= Alexis Marie Rivera =

Transgender advocate (1977–2012)

Alexis Marie Rivera (October 28, 1977 – March 28, 2012) was a transgender advocate and the first Case Manager and first Program Director for the Children's Hospital's transgender youth services program in Los Angeles. Rivera helped develop social services for the transgender community in Los Angeles in the 1990s and early 2000s, and later statewide programs in the late 2000s.

== Biography ==
Alexis Rivera was born and raised in Los Angeles, California, and began working doing street outreach to transgender women as a teen. When she was 18, she began to transition. She was hired at Children's Hospital Los Angeles (CHLA) initially as a general health educator, but began increasingly to focus on transgender youth who came to CHLA's Adolescent Medicine division. As a young woman, Rivera was also the first winner of Los Angeles long running Quest transgender advocacy pageant in 2002. Rivera helped build and grow the US's first transgender youth services program at CHLA from 1999 to 2007. She was also helped coordinate efforts to establish a network of social services for transgender people in Los Angeles, serving as a commissioner of the Los Angeles County HIV/AIDS Commission, a chair of the Transgender Services Provider Network, and a founding board member of FTM Alliance of Los Angeles (later Gender Justice LA), the first transgender led non profit organization in the region.

In 2007, Rivera joined the Transgender Law Center as a Policy Advocate. In this position, Rivera led the organizations statewide Health Care Access Project, which helped open clinics serving transgender people all over California. RIvera also helped train community members for California's first statewide Transgender Advocacy Day in 2010.

Rivera died on March 28, 2012, at the age of 34, from complications related to HIV/AIDS.

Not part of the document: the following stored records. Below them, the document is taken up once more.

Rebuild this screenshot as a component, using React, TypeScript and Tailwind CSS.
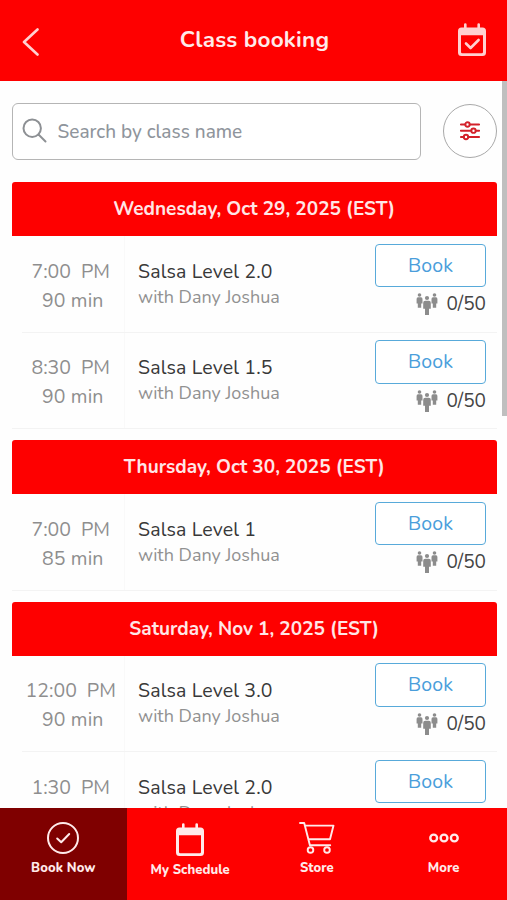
import { useState } from "react";
import type { ReactNode } from "react";

interface ClassItem {
  id: string;
  time: string;
  period: string;
  duration: string;
  name: string;
  teacher: string;
  spots: string;
}

interface Day {
  label: string;
  classes: ClassItem[];
}

const days: Day[] = [
  {
    label: "Wednesday, Oct 29, 2025 (EST)",
    classes: [
      { id: "w1", time: "7:00", period: "PM", duration: "90 min", name: "Salsa Level 2.0", teacher: "Dany Joshua", spots: "0/50" },
      { id: "w2", time: "8:30", period: "PM", duration: "90 min", name: "Salsa Level 1.5", teacher: "Dany Joshua", spots: "0/50" },
    ],
  },
  {
    label: "Thursday, Oct 30, 2025 (EST)",
    classes: [
      { id: "t1", time: "7:00", period: "PM", duration: "85 min", name: "Salsa Level 1", teacher: "Dany Joshua", spots: "0/50" },
    ],
  },
  {
    label: "Saturday, Nov 1, 2025 (EST)",
    classes: [
      { id: "s1", time: "12:00", period: "PM", duration: "90 min", name: "Salsa Level 3.0", teacher: "Dany Joshua", spots: "0/50" },
      { id: "s2", time: "1:30", period: "PM", duration: "90 min", name: "Salsa Level 2.0", teacher: "Dany Joshua", spots: "0/50" },
    ],
  },
];

function CalendarIcon({ checked = false }: { checked?: boolean }) {
  return (
    <svg className="w-[30px] h-[33px]" viewBox="0 0 30 33" fill="none">
      <path
        fill="currentColor"
        fillRule="evenodd"
        d="M7 1.5a1.3 1.3 0 0 1 2.6 0V4.500h10.800V1.500a1.300 1.300 0 0 1 2.600 0V4.500h2.500a3.500 3.500 0 0 1 3.500 3.500V29.500a3.500 3.500 0 0 1-3.500 3.500h-21A3.500 3.500 0 0 1 1 29.500V8a3.500 3.500 0 0 1 3.500-3.500H7ZM4 12.200V29a1.300 1.300 0 0 0 1.300 1.300h19.400A1.300 1.300 0 0 0 26 29V12.200Z"
      />
      {checked && (
        <path d="M9 20.500l4.600 4.500 8-8" stroke="currentColor" strokeWidth="2.600" strokeLinecap="round" strokeLinejoin="round" />
      )}
    </svg>
  );
}

function FilterIcon() {
  return (
    <svg className="w-5 h-5" viewBox="0 0 20 20" fill="none" stroke="currentColor" strokeWidth="1.900" strokeLinecap="round">
      <path d="M.8 3.500h4.500M9.700 3.500h9.500M.8 9.700h10.500M15.700 9.700h3.500M.8 16h3M8.200 16h11" />
      <circle cx="7.500" cy="3.500" r="2.200" />
      <circle cx="13.500" cy="9.700" r="2.200" />
      <circle cx="6" cy="16" r="2.200" />
    </svg>
  );
}

function PeopleIcon() {
  return (
    <svg className="w-[22px] h-[22px] text-[#8c8c8c]" viewBox="0 0 22 22" fill="currentColor">
      <circle cx="3.500" cy="2" r="1.800" />
      <path d="M2 4.300h3q1.500 0 1.500 1.600v4.700H5.200V14.800h-3.400V10.600H.6V6q0-1.700 1.400-1.700Z" />
      <circle cx="18.500" cy="2" r="1.800" />
      <path d="M17 4.300h3q1.400 0 1.400 1.700v4.600h-1.200V14.800h-3.400V10.600h-1.300V5.900q0-1.600 1.500-1.600Z" />
      <circle cx="11" cy="5" r="2.100" />
      <path d="M9.200 7.700h3.600q2 0 2 2v6h-1.800V22H9V15.700H7.200V9.700q0-2 2-2Z" />
    </svg>
  );
}

function ClassRow({ item, last }: { item: ClassItem; last: boolean }) {
  return (
    <div className={`flex h-[96.5px] border-b border-[#f3f3f3] ${last ? "" : "ml-[10px]"}`}>
      <div
        className={`shrink-0 border-r border-[#f9f9f9] pt-[20.5px] text-center text-[19.5px] leading-[29px] text-[#8e8e8e] ${
          last ? "w-[113.5px] pl-[10px]" : "w-[103.5px]"
        }`}
      >
        <div className="-ml-1 flex justify-center gap-[10px] whitespace-nowrap">
          <span>{item.time}</span>
          <span>{item.period}</span>
        </div>
        <div className="tracking-[0.15px]">{item.duration}</div>
      </div>
      <div className="flex-1 pt-[22.5px] pl-[13px] whitespace-nowrap">
        <div className="text-[19.5px] leading-[26px] tracking-[0.15px] text-[#383838]">{item.name}</div>
        <div className="text-[18px] leading-[25.5px] text-[#919191]">with {item.teacher}</div>
      </div>
      <div className="mr-[11px] flex w-[111px] shrink-0 flex-col pt-[7.5px]">
        <button className="h-[43.5px] rounded-[4px] border-[1.5px] border-[#58aada] bg-white text-[19.5px] leading-none tracking-[0.1px] text-[#4a9edb]">
          Book
        </button>
        <div className="mt-[4px] flex h-[26px] items-center justify-end gap-2">
          <PeopleIcon />
          <span className="text-[19px] leading-[26px] text-[#444]">{item.spots}</span>
        </div>
      </div>
    </div>
  );
}

const tabs: { id: string; label: string; icon: ReactNode; className: string }[] = [
  {
    id: "book",
    label: "Book Now",
    className: "pt-[14px] gap-[6px]",
    icon: (
      <svg className="size-8" viewBox="0 0 32 32" fill="none" stroke="currentColor" strokeWidth="2" strokeLinecap="round" strokeLinejoin="round">
        <circle cx="16" cy="16" r="15" />
        <path d="M10.200 16.500l4 3.800 8-8.300" />
      </svg>
    ),
  },
  {
    id: "schedule",
    label: "My Schedule",
    className: "pt-[15px] gap-[6px]",
    icon: <CalendarIcon />,
  },
  {
    id: "store",
    label: "Store",
    className: "pt-[14px] gap-[6px]",
    icon: (
      <svg className="w-9 h-8" viewBox="0 0 36 32" fill="none" stroke="currentColor" strokeWidth="1.900" strokeLinejoin="round" strokeLinecap="round">
        <path d="M1 1h4.200l5.700 22.300h20.300M6.200 3.600h28.300L31 17.300H9.800" />
        <circle cx="11.500" cy="28" r="2.800" />
        <circle cx="28" cy="28" r="2.800" />
      </svg>
    ),
  },
  {
    id: "more",
    label: "More",
    className: "pt-[14px] gap-[6px]",
    icon: (
      <svg className="w-[30px] h-8" viewBox="0 0 30 32" fill="none" stroke="currentColor" strokeWidth="2.400">
        <circle cx="4.700" cy="16" r="3.400" />
        <circle cx="15" cy="16" r="3.400" />
        <circle cx="25.300" cy="16" r="3.400" />
      </svg>
    ),
  },
];

export default function App() {
  const [activeTab, setActiveTab] = useState("book");
  const [searchTerm, setSearchTerm] = useState("");

  const visibleDays = days
    .map((day) => ({
      ...day,
      classes: day.classes.filter((c) => c.name.toLowerCase().includes(searchTerm.toLowerCase())),
    }))
    .filter((day) => day.classes.length > 0);

  return (
    <div className="flex h-[900px] w-[507px] flex-col overflow-hidden bg-[#fefefe] font-['Nunito','Lato',sans-serif]">
      {/* Header */}
      <header className="flex h-[81px] shrink-0 items-center justify-between bg-[#fe0000] pr-5 pl-[22px] text-[#ffd0d0]">
        <button className="w-[30px]">
          <svg className="mt-[2px] h-[28px] w-[18px]" viewBox="0 0 18 28" fill="none" stroke="currentColor" strokeWidth="2.600" strokeLinecap="round" strokeLinejoin="round">
            <path d="M15.500 1.500L2 14l13.500 12.500" />
          </svg>
        </button>
        <h1 className="pb-[2px] text-[22.5px] leading-7 font-bold tracking-[0.2px] text-[#ffeaea]">Class booking</h1>
        <button className="-mt-[3px]">
          <CalendarIcon checked />
        </button>
      </header>

      <div className="flex min-h-0 flex-1">
        <main className="min-w-0 flex-1 overflow-hidden pr-[5px] pl-[11.5px]">
          {/* Search */}
          <div className="flex items-center pt-[22px]">
            <label className="flex h-[57px] w-[409.5px] items-center gap-[11px] rounded-[6px] border-[1.5px] border-[#b5b5b5] bg-white pl-[9px]">
              <svg className="-mt-[2px] h-[25px] w-[25px] shrink-0 text-[#8d9094]" viewBox="0 0 25 25" fill="none" stroke="currentColor" strokeWidth="2" strokeLinecap="round">
                <circle cx="10.200" cy="10.200" r="8.700" />
                <path d="M16.500 16.500l7 7" />
              </svg>
              <input
                type="text"
                value={searchTerm}
                onChange={(e) => setSearchTerm(e.target.value)}
                placeholder="Search by class name"
                className="min-w-0 flex-1 pt-px text-[19px] font-medium text-[#383838] outline-none placeholder:text-[#8f959c]"
              />
            </label>
            <button className="-mt-px ml-[22px] flex size-[54px] items-center justify-center rounded-full border border-[#a9a9a9] bg-white text-[#d3212a]">
              <FilterIcon />
            </button>
          </div>

          {/* Schedule */}
          <div className="mt-[22px] flex flex-col gap-[11px]">
            {visibleDays.map((day) => (
              <section key={day.label}>
                <h2 className="flex h-[54px] items-center justify-center rounded-t-[3px] bg-[#fe0000] pt-px text-[19px] font-bold text-[#ffe6e6]">
                  {day.label}
                </h2>
                {day.classes.map((item, index) => (
                  <ClassRow key={item.id} item={item} last={index === day.classes.length - 1} />
                ))}
              </section>
            ))}
          </div>
        </main>
        {/* Scrollbar thumb */}
        <div className="h-[335px] w-[5px] shrink-0 bg-[#bfbfbf]" />
      </div>

      {/* Bottom navigation */}
      <nav className="grid h-[92px] shrink-0 grid-cols-4 bg-[#fe0000]">
        {tabs.map((tab) => (
          <button
            key={tab.id}
            onClick={() => setActiveTab(tab.id)}
            className={`flex flex-col items-center text-[#ffeaea] ${tab.className} ${activeTab === tab.id ? "bg-[#7f0000]" : ""}`}
          >
            {tab.icon}
            <span className="text-[13px] leading-[16px] font-extrabold tracking-[0.1px]">{tab.label}</span>
          </button>
        ))}
      </nav>
    </div>
  );
}
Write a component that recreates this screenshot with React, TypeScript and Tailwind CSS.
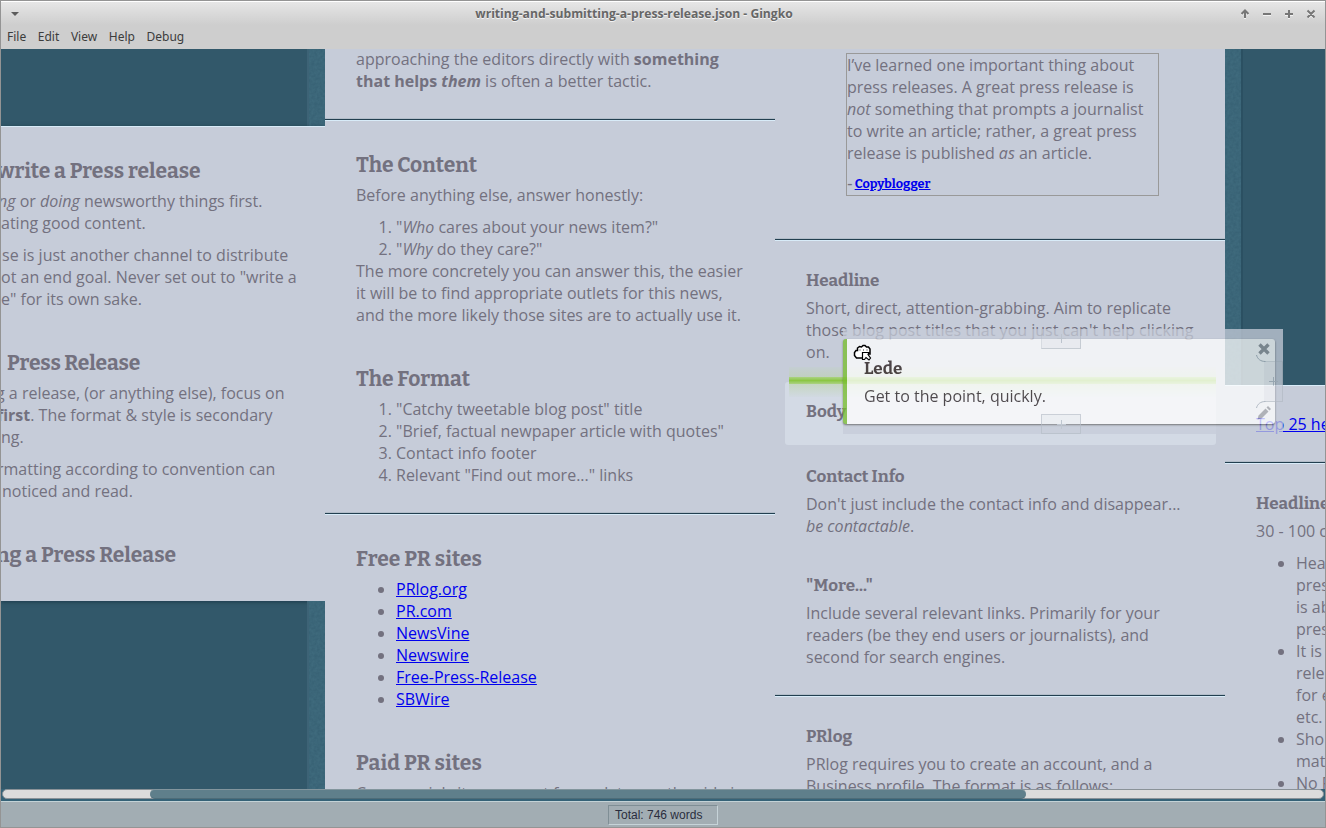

After her death, Rivera was memorialized in a mural in Clarion Alley in the Mission District, San Francisco. In Los Angeles, the transgender pride festival has named its award recognizing transgender advocates the "Alexis Rivera Trailblazer Award". The Alexis Project, a support network and service for HIV-infected trans women of color, was named after Rivera. The Alexis Rivera Courage-in-Leadership award, given by the APAIT Health Center in Los Angeles, was also named after Rivera.